Mary Margaret Smith ’90
While still an undergraduate, Mary Smith has been the backbone of the women’s studies program, credited with many developments and innovations that have made the program flourish in recent years. It is possible that she is unique in UCLA history, functioning simultaneously as a top student and as the major administrative support for an academic program.
A “non-traditional” student, who was unable to finish college in her younger years because of family circumstances, Smith has worked her way through UCLA while maintaining superior grades. She has been employed full-time in the women’s studies office since 1980, serving as program administrator since 1986. In this position, Smith has shown great initiative, working well beyond her job description in building the women’s studies program.
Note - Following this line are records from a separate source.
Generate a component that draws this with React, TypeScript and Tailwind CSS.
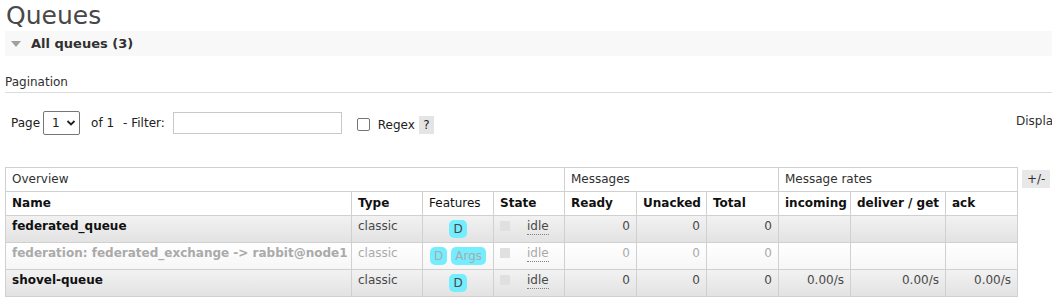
const rows = [
  { name: 'federated_queue', features: ['D'], ready: '0', unacked: '0', total: '0', rates: ['', '', ''], alt: true, dim: false },
  { name: 'federation: federated_exchange -> rabbit@node1', features: ['D', 'Args'], ready: '0', unacked: '0', total: '0', rates: ['', '', ''], alt: false, dim: true },
  { name: 'shovel-queue', features: ['D'], ready: '0', unacked: '0', total: '0', rates: ['0.00/s', '0.00/s', '0.00/s'], alt: true, dim: false },
];

export default function App() {
  const base = 'border border-[#d0d0d0] px-[6px] whitespace-nowrap overflow-hidden';
  const cell = `${base} align-top`;
  const head = `${base} align-middle text-left`;
  return (
    <div className="w-[1052px] h-[306px] overflow-hidden bg-white text-[13px] text-[#484848]" style={{ fontFamily: '"DejaVu Sans", Verdana, sans-serif' }}>
      <div className="pl-[5px]">
        <h1 className="pl-[1px] text-[25px] leading-[31px] text-[#484848]">Queues</h1>

        {/* Section toggle */}
        <div className="h-[25px] bg-[#f8f8f8] flex items-center">
          <span className="ml-[6px] w-0 h-0 border-l-[5px] border-r-[5px] border-t-[6px] border-l-transparent border-r-transparent border-t-[#a0a0a0]" />
          <span className="ml-[10px] font-bold text-[#303030]">All queues (3)</span>
        </div>

        {/* Pagination */}
        <div className="mt-[19px] pb-[2px] leading-[15px] border-b border-[#dcdcdc] text-[12px] text-[#303030]">Pagination</div>

        <div className="mt-[18px] flex items-start">
          <div className="w-[1011px] shrink-0 flex items-center text-[12px] text-[#202020]">
            <span className="ml-[6px]">Page</span>
            <div className="ml-[3px] w-[37px] h-[24px] border border-[#767676] rounded-[2px] flex items-center pl-[8px] gap-[6px]">
              <span>1</span>
              <svg width="10" height="8" viewBox="0 0 10 8"><path d="M1.5 2l3.5 3.5L8.5 2" fill="none" stroke="#202020" strokeWidth="1.8" /></svg>
            </div>
            <span className="ml-[11px]">of 1</span>
            <span className="ml-[9px]">- Filter:</span>
            <div className="ml-[8px] w-[169px] h-[22px] border border-[#c8c8c8]" />
            <div className="ml-[15px] w-[13px] h-[13px] border border-[#767676] rounded-[2px] mt-[2px]" />
            <span className="ml-[8px] mt-[3px]">Regex</span>
            <span className="ml-[4px] mt-[4px] w-[15px] h-[18px] bg-[#e4e4e4] flex items-center justify-center">?</span>
          </div>
          <span className="whitespace-nowrap text-[12px] text-[#303030] mt-[1px]">Displaying 3 items , page size up to:</span>
        </div>

        {/* Table */}
        <div className="mt-[32px] flex items-start">
          <table className="w-[1012px] table-fixed border-collapse text-[12px] leading-[15px]">
            <colgroup>
              <col className="w-[346px]" />
              <col className="w-[71px]" />
              <col className="w-[71px]" />
              <col className="w-[71px]" />
              <col className="w-[72px]" />
              <col className="w-[70px]" />
              <col className="w-[72px]" />
              <col className="w-[72px]" />
              <col className="w-[95px]" />
              <col className="w-[72px]" />
            </colgroup>
            <thead>
              <tr className="h-[24px]">
                <th colSpan={4} className={`${head} font-normal text-[#303030]`}>Overview</th>
                <th colSpan={3} className={`${head} font-normal text-[#303030]`}>Messages</th>
                <th colSpan={3} className={`${head} font-normal text-[#303030]`}>Message rates</th>
              </tr>
              <tr className="h-[24px] text-[#101010]">
                <th className={head}>Name</th>
                <th className={head}>Type</th>
                <th className={`${head} font-normal`}>Features</th>
                <th className={head}>State</th>
                <th className={head}>Ready</th>
                <th className={head}>Unacked</th>
                <th className={head}>Total</th>
                <th className={head}>incoming</th>
                <th className={head}>deliver / get</th>
                <th className={head}>ack</th>
              </tr>
            </thead>
            <tbody>
              {rows.map((r) => (
                <tr
                  key={r.name}
                  className={`h-[27px] ${r.alt ? 'bg-gradient-to-b from-[#f2f2f2] to-[#e2e2e2]' : 'bg-gradient-to-b from-white to-[#f6f6f6]'} ${r.dim ? 'text-[#aaaaaa]' : 'text-[#484848]'}`}
                >
                  <td className={`${cell} pt-[3px] font-bold ${r.dim ? 'text-[#aaaaaa]' : 'text-[#101010]'}`}>{r.name}</td>
                  <td className={`${cell} pt-[3px]`}>classic</td>
                  <td className={`${cell} pt-[4px] pb-0`}>
                    <div className="flex justify-center gap-[4px]">
                      {r.features.map((f) => (
                        <span key={f} className="px-[4px] h-[18px] leading-[18px] rounded-[5px] bg-[#74eeff]">{f}</span>
                      ))}
                    </div>
                  </td>
                  <td className={`${cell} pt-[3px]`}>
                    <div className="flex items-start">
                      <span className="mt-[2px] w-[10px] h-[10px] bg-[#e0e0e0]" />
                      <span className="ml-[17px] border-b border-dotted border-[#808080] leading-[15px]">idle</span>
                    </div>
                  </td>
                  <td className={`${cell} pt-[3px] text-right`}>{r.ready}</td>
                  <td className={`${cell} pt-[3px] text-right`}>{r.unacked}</td>
                  <td className={`${cell} pt-[3px] text-right`}>{r.total}</td>
                  {r.rates.map((v, i) => (
                    <td key={i} className={`${cell} pt-[3px] text-right`}>{v}</td>
                  ))}
                </tr>
              ))}
            </tbody>
          </table>
          <span className="ml-[4px] mt-[3px] px-[5px] h-[18px] leading-[18px] bg-[#e8e8e8] text-[12px] text-[#303030]">+/-</span>
        </div>
      </div>
    </div>
  );
}
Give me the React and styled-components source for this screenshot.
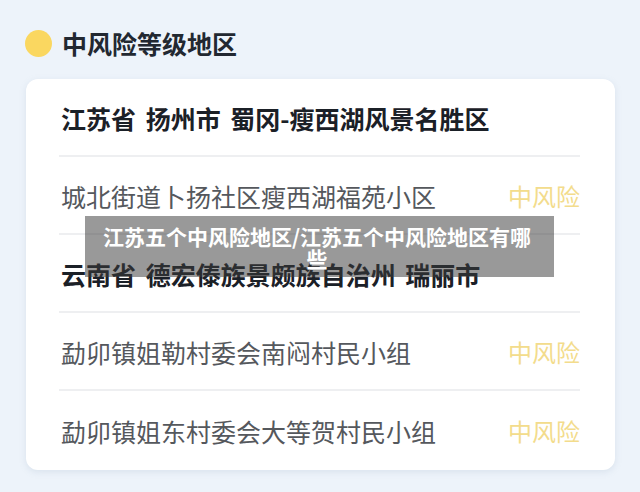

For example, she organized the thematic public lecture series that is now one of the most successful features of the program.
Smith has also enriched campus life in ways unrelated to her job. Every year since 1980, she has coordinated Women’s Week activities on campus and served on the advisory committee for the Rape Education and Prevention Project. Deeply concerned with the betterment of women’s lives, Smith is a past president of the California National Organization for Women (NOW) and has served on the NOW National Board of Directors.
Because of her life experiences and uncanny grasp of women’s issues, some of her professors think of her more as a colleague than an undergraduate. Her critical intelligence combined with her concern for people make Smith the epitome of what women’s studies faculty hope that all their students become.